Distributor: Warner Independent Pictures

 

      As much as I recognize David Gordon Green’s potential as a filmmaker, my relationship with his work has been rocky to say the least. The movies for which he has received the most acclaim—George Washington and All the Real Girls—elicited reactions out of me that could be characterized as mixed at best. While I recognized the beautiful melancholy to be found in their depictions of everyday Southern life and cared for their characters, neither picture was able to connect with me on an emotional level, let alone break my heart. Green’s third feature, Undertow, involved me one of the best cat-and-mouse plots of the last ten years, but I still felt removed from its intended-to-be-intimate story. Walking into Green’s most recent film, Snow Angels, I hoped that the young writer/director would uniformly succeed but realized that my response to the movie would likely be less-than-impressed.

     Thankfully, Green hits at least a triple with Snow Angels, if not a complete home-run. The movie is undoubtedly his most accomplished effort to date. The reason for this is clear: he provides the average coast-based viewer (his films are usually so minimally-distributed they never reach their native South theatrically) a reason to strongly believe in the story and the characters. Sure, I could sympathize with the protagonists of All the Real Girls and George Washington in their respective colloquial contexts, but I didn’t understand them. This time around, I could feel the characters as a member of Green’s audience; I was finally able to exist among them as the movie’s images were projected onto the screen.
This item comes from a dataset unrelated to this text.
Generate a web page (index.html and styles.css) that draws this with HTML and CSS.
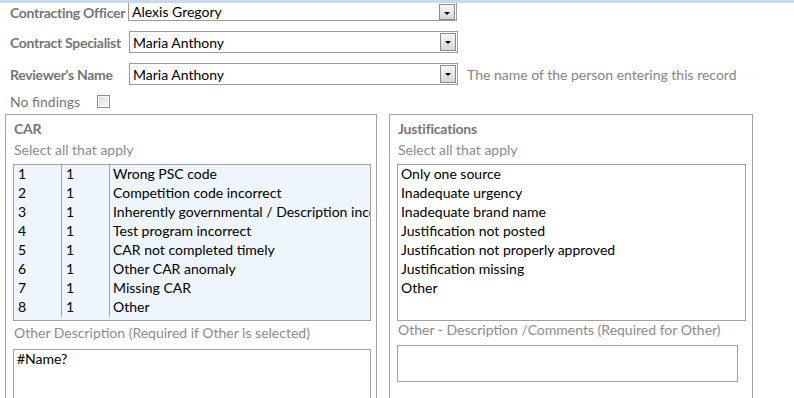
FILE: index.html
```html
<!DOCTYPE html>
<html lang="en">
<head>
    <meta charset="UTF-8">
    <title>Review</title>
    <link rel="stylesheet" href="styles.css">
</head>
<body>
<div class="topbar"></div>
<form class="form">
    <div class="form__line form__line_first">
        <label class="form__label">Contracting Officer</label>
        <div class="combo combo_first">
            <span class="combo__value">Alexis Gregory</span>
            <span class="combo__btn"></span>
        </div>
    </div>
    <div class="form__line">
        <label class="form__label">Contract Specialist</label>
        <div class="combo">
            <span class="combo__value">Maria Anthony</span>
            <span class="combo__btn"></span>
        </div>
    </div>
    <div class="form__line">
        <label class="form__label">Reviewer's Name</label>
        <div class="combo">
            <span class="combo__value">Maria Anthony</span>
            <span class="combo__btn"></span>
        </div>
        <span class="form__hint">The name of the person entering this record</span>
    </div>
    <div class="form__line form__line_check">
        <label class="form__label form__label_plain">No findings</label>
        <span class="check"></span>
    </div>
</form>

<div class="groups">
    <section class="group group_car">
        <h2 class="group__title">CAR</h2>
        <div class="group__sub">Select all that apply</div>
        <div class="list list_car">
            <div class="list__row"><span class="list__cell list__cell_id">1</span><span class="list__cell list__cell_n">1</span><span class="list__cell list__cell_text">Wrong PSC code</span></div>
            <div class="list__row"><span class="list__cell list__cell_id">2</span><span class="list__cell list__cell_n">1</span><span class="list__cell list__cell_text">Competition code incorrect</span></div>
            <div class="list__row"><span class="list__cell list__cell_id">3</span><span class="list__cell list__cell_n">1</span><span class="list__cell list__cell_text">Inherently governmental / Description incorrect</span></div>
            <div class="list__row"><span class="list__cell list__cell_id">4</span><span class="list__cell list__cell_n">1</span><span class="list__cell list__cell_text">Test program incorrect</span></div>
            <div class="list__row"><span class="list__cell list__cell_id">5</span><span class="list__cell list__cell_n">1</span><span class="list__cell list__cell_text">CAR not completed timely</span></div>
            <div class="list__row"><span class="list__cell list__cell_id">6</span><span class="list__cell list__cell_n">1</span><span class="list__cell list__cell_text">Other CAR anomaly</span></div>
            <div class="list__row"><span class="list__cell list__cell_id">7</span><span class="list__cell list__cell_n">1</span><span class="list__cell list__cell_text">Missing CAR</span></div>
            <div class="list__row"><span class="list__cell list__cell_id">8</span><span class="list__cell list__cell_n">1</span><span class="list__cell list__cell_text">Other</span></div>
        </div>
        <div class="group__caption group__caption_car">Other Description (Required if Other is selected)</div>
        <div class="textbox textbox_car">#Name?</div>
    </section>

    <section class="group group_just">
        <h2 class="group__title">Justifications</h2>
        <div class="group__sub">Select all that apply</div>
        <div class="list list_just">
            <div class="list__item">Only one source</div>
            <div class="list__item">Inadequate urgency</div>
            <div class="list__item">Inadequate brand name</div>
            <div class="list__item">Justification not posted</div>
            <div class="list__item">Justification not properly approved</div>
            <div class="list__item">Justification missing</div>
            <div class="list__item">Other</div>
        </div>
        <div class="group__caption group__caption_just">Other - Description /Comments (Required for Other)</div>
        <div class="textbox textbox_just"></div>
    </section>
</div>
</body>
</html>
```

FILE: styles.css
```css
* {
    box-sizing: border-box;
}
html,
body {
    height: 398px;
    overflow: hidden;
}
body {
    margin: 0;
    background: #fff;
    color: #000;
    font: 14px Lato, 'Open Sans', sans-serif;
}
.topbar {
    height: 3px;
    background-color: #c6d9f1;
}
.form {
    padding-left: 10px;
}
.form__line {
    display: flex;
    align-items: center;
    height: 22px;
    margin-top: 10px;
}
.form__line_first {
    height: 18px;
    margin-top: 0;
}
.form__line_check {
    height: 14px;
    margin-top: 9px;
}
.form__label {
    width: 119px;
    color: #767676;
    font-weight: bold;
    letter-spacing: -0.3px;
    white-space: nowrap;
}
.form__label_plain {
    width: 87px;
    font-weight: normal;
    letter-spacing: 0;
}
.form__line_first .form__label {
    width: 118px;
}
.form__hint {
    margin-left: 9px;
    color: #858585;
}
.combo {
    position: relative;
    display: flex;
    align-items: center;
    width: 329px;
    height: 22px;
    padding: 0 1px 0 3px;
    border: 1px solid #9c9c9c;
}
.combo_first {
    height: 18px;
    border-top: 0;
}
.combo__value {
    flex: 1;
}
.combo__btn {
    position: relative;
    width: 16px;
    height: 18px;
    border: 1px solid #8a8a8a;
    background: linear-gradient(#f7f7f7, #d6d6d6);
}
.combo_first .combo__btn {
    height: 16px;
}
.combo__btn::after {
    content: '';
    position: absolute;
    left: 4px;
    top: 7px;
    border-left: 3px solid transparent;
    border-right: 3px solid transparent;
    border-top: 3px solid #000;
}
.check {
    width: 13px;
    height: 13px;
    border: 1px solid #8e8e8e;
    background: linear-gradient(135deg, #dcdcdc, #f8f8f8);
    box-shadow: inset 0 0 0 1px #fff;
}
.groups {
    display: flex;
    gap: 12px;
    margin: 6px 0 0 5px;
}
.group {
    height: 300px;
    padding: 4px 0 0 7px;
    border: 1px solid #a3a3a3;
}
.group_car {
    width: 372px;
    padding-right: 5px;
}
.group_just {
    width: 364px;
    padding-right: 6px;
}
.group__title {
    margin: 0 0 0 1px;
    color: #767676;
    font-size: 14px;
    font-weight: bold;
    letter-spacing: -0.2px;
    line-height: 20px;
}
.group__sub {
    margin-left: 1px;
    color: #8c8c8c;
    line-height: 21px;
}
.list {
    height: 157px;
    margin-top: 4px;
    border: 1px solid #a3a3a3;
    overflow: hidden;
}
.list_car {
    background-color: #eef5fd;
}
.list__row {
    display: flex;
    height: 19px;
    line-height: 18px;
}
.list__cell {
    padding-left: 4px;
    white-space: nowrap;
    overflow: hidden;
}
.list__cell_id {
    width: 48px;
    border-right: 1px solid #a3a3a3;
}
.list__cell_n {
    width: 48px;
    border-right: 1px solid #a3a3a3;
}
.list__cell_text {
    flex: 1;
    padding-left: 3px;
}
.list__item {
    height: 19px;
    padding-left: 3px;
    line-height: 18px;
}
.group__caption {
    margin-left: 1px;
    color: #8c8c8c;
}
.group__caption_car {
    margin-top: 2px;
    line-height: 20px;
}
.group__caption_just {
    margin-top: 1px;
    line-height: 16px;
}
.textbox {
    padding: 0 3px;
    border: 1px solid #a3a3a3;
    line-height: 18px;
}
.textbox_car {
    height: 60px;
    margin-top: 6px;
}
.textbox_just {
    width: 341px;
    height: 37px;
    margin-top: 7px;
}
```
     The staples of the movie are the three relationships—each of a different generation—that take place at its forefront. Most fragile among them is that shared between Annie (Kate Beckinsale) and Glenn (Sam Rockwell), two thirtysomethings whose marriage was shattered by a suicide-attempt he made. Now, they’re fighting to preserve the sense of normalcy in their young daughter’s life after completely ruining their own; Annie works for next-to-nothing at a tacky restaurant and Glenn can barely find work selling carpet for an old pal’s factory. Still, Annie wants mostly to forget all about Glenn; she has begun to cheat on him with her best friend’s husband (Nicky Katt). Meanwhile, Annie’s teenage co-worker, Arthur (Michael Angarano), is discovering romance for the first time with a sweet, goofy girl he goes to school with named Lila (Olivia Thirlby). Of course, Arthur’s ability to connect with Lila suffers from some reservations he develops at the hand of his parents’ (Jeanetta Arnette and Griffin Dunne) impending divorce.
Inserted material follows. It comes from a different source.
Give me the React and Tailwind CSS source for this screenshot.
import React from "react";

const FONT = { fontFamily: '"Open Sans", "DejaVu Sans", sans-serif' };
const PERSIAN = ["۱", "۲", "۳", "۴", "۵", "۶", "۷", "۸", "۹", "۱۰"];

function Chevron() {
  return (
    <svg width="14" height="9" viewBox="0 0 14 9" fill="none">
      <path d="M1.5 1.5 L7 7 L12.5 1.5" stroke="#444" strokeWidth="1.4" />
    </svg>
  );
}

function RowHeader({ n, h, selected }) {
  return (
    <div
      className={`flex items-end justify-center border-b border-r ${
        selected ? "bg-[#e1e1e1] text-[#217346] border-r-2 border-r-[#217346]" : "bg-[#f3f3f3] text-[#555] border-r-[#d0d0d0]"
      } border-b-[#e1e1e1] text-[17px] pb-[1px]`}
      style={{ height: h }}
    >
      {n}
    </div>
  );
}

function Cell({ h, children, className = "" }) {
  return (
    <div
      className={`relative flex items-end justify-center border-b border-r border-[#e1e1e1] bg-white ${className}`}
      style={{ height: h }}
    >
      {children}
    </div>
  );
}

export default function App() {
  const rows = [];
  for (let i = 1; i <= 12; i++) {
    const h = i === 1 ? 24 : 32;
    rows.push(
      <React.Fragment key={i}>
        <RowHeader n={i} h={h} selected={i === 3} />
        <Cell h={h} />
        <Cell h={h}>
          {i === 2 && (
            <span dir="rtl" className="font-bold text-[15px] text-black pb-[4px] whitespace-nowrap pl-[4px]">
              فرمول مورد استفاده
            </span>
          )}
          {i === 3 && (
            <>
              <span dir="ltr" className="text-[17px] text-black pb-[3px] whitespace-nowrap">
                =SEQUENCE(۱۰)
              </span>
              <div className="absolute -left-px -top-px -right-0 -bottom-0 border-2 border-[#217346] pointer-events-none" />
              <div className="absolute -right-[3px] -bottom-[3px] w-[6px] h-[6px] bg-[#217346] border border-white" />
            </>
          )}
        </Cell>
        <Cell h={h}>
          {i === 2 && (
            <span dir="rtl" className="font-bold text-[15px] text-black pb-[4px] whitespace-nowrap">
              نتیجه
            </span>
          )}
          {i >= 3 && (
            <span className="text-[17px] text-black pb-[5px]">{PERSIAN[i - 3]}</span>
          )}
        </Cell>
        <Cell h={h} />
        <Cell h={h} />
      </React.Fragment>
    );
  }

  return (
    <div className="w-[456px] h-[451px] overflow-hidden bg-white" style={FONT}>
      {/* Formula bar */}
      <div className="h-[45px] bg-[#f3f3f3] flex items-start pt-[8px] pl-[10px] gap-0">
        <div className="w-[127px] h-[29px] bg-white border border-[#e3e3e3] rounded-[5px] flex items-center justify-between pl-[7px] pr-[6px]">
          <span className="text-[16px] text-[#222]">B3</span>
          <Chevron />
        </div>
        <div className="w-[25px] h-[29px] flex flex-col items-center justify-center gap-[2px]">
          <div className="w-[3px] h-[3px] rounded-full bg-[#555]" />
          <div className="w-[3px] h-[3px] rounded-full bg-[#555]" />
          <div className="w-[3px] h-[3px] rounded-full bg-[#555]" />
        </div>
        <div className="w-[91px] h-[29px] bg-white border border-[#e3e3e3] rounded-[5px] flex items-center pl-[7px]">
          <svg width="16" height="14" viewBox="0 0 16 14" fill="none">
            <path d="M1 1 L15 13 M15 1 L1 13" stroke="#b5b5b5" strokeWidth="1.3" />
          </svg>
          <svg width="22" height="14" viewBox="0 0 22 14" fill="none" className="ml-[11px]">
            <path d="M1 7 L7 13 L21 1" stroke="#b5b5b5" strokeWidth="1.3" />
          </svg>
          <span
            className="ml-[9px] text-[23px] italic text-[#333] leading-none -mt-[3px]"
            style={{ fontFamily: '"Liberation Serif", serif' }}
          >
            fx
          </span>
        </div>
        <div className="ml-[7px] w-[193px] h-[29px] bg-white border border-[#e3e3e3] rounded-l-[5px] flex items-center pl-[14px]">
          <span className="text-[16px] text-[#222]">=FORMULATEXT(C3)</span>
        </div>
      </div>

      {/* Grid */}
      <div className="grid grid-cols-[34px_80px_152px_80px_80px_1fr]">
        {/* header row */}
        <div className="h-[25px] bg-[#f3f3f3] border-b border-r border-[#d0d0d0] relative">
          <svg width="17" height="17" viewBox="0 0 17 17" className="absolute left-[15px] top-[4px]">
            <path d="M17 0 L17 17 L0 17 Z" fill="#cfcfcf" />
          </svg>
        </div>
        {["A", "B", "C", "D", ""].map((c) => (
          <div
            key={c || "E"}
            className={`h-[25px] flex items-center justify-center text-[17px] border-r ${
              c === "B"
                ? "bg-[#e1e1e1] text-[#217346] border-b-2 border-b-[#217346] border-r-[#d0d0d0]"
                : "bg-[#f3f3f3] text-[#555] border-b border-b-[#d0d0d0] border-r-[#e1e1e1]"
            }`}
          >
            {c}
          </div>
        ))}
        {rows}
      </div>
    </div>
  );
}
     There’s an impending sense of doom found in Snow Angels, probably because gunshots sound offscreen during the opening scene, just before Green transports the viewer back in time by a few weeks. But maybe not. Truth is, someone may indeed be killed by the end of the film, but such only seems natural within the context of the story. Even the story-thread involving Arthur—the most hopeful of the three—feels bleak. After all, what’s to say that the relationship he’s developing with Lila won’t turn into the same small-town tragedy that his parents’ marriage did? Only in a special, invigorating scene that the young characters share after spending the night together does this thought leave the viewer’s mind for more than a fleeting moment.

     Still, to say that the movie is morose doesn’t mean that it’s a trip that one shouldn’t take. In fact, it’s impossible not to come to truly love these characters: to empathize for their passions, pursuits, frustrations, loves, losses, plights. The experience of Snow Angels, no matter how dark and brooding, is ultimately hopeful because it reminds the viewer of the fact that life renews itself. Despite the characters’ troubles, the imprints they leave on their relationships last forever, presumably for the better of those around them. Even if all of the individuals in Snow Angels may not survive in the end, they still provide opportunities for others to find redemption.

     There are many reasons I felt a heightened awareness of Snow Angels’ characters as opposed to those in other Green films, not the least of which was the film’s setting. Instead of carving a story out of the pains and pleasures unique to the rural Deep South, Green here chooses to adapt a Stewart O’Nan novel set in a small Pennsylvania town that is identical to so many others in the country. (Ironically, the film was shot in the increasingly-popular filming-locale of Halifax, Nova Scotia.) Instead of dwelling on the setting that develops his characters, Green focuses on the characters that develop his setting. The filmmaker’s work finally feels as though it’s stressing a collaborative approach, allowing its cast to stand out above all of the conventions of the typical art-film rather than indulging in the creative-choices of Green the Auteur.

     Greatly aiding Green’s sharpened style are his actors, who all ensure that the potential of their characters is fully realized. Kate Beckinsale does a wonderful job in crafting a woman who is flawed and wonderful at the same time; as much as her life becomes a walking tragedy, she may just be the heroine of the film. Meeting Beckinsale every step of the way is Sam Rockwell, who realistically depicts the angst of a man who creates every reason for himself to fail but still vies for success, probably because he sees everything in black-and-white. On the younger end of the spectrum, Michael Angarano and Olivia Thirlby are luminous, intimately capturing a beautiful portrait of bittersweet young love within the confines of life’s hardships. Thirlby in particular yanked at my heartstrings; her performance is one of the best of the year so far.

     The movie also boasts a trait that has been uniformly excellent in all Green pictures; the transcendent cinematography of his longtime director of photography, Tim Orr. With frames filled by both billowy, white snow and isolated, yearning emotions, Orr never ceases to allow the film’s rich imagery strengthen its tone and themes. Orr also joins Green on his next project, Pineapple Express, a stoner comedy coming out this summer. That picture will certainly mark a change of pace for the two, who have only attempted to crack a handful of smiles over the course of four pictures. After Snow Angels, however, I can’t wait to see what they do with the thing. Even if I have expressed the aforementioned reservations about Green’s career in the past, this terrific motion picture proves that he’s capable of putting out work that rivals that of any other writer/director working in the Industry today.

-Danny Baldwin, Bucket Reviews

Review Published on: 3.18.2008

Screened on: 3.13.2008 at the ArcLight Cinemas in Hollywood, CA.

 

Snow Angels is rated R and runs 106 minutes.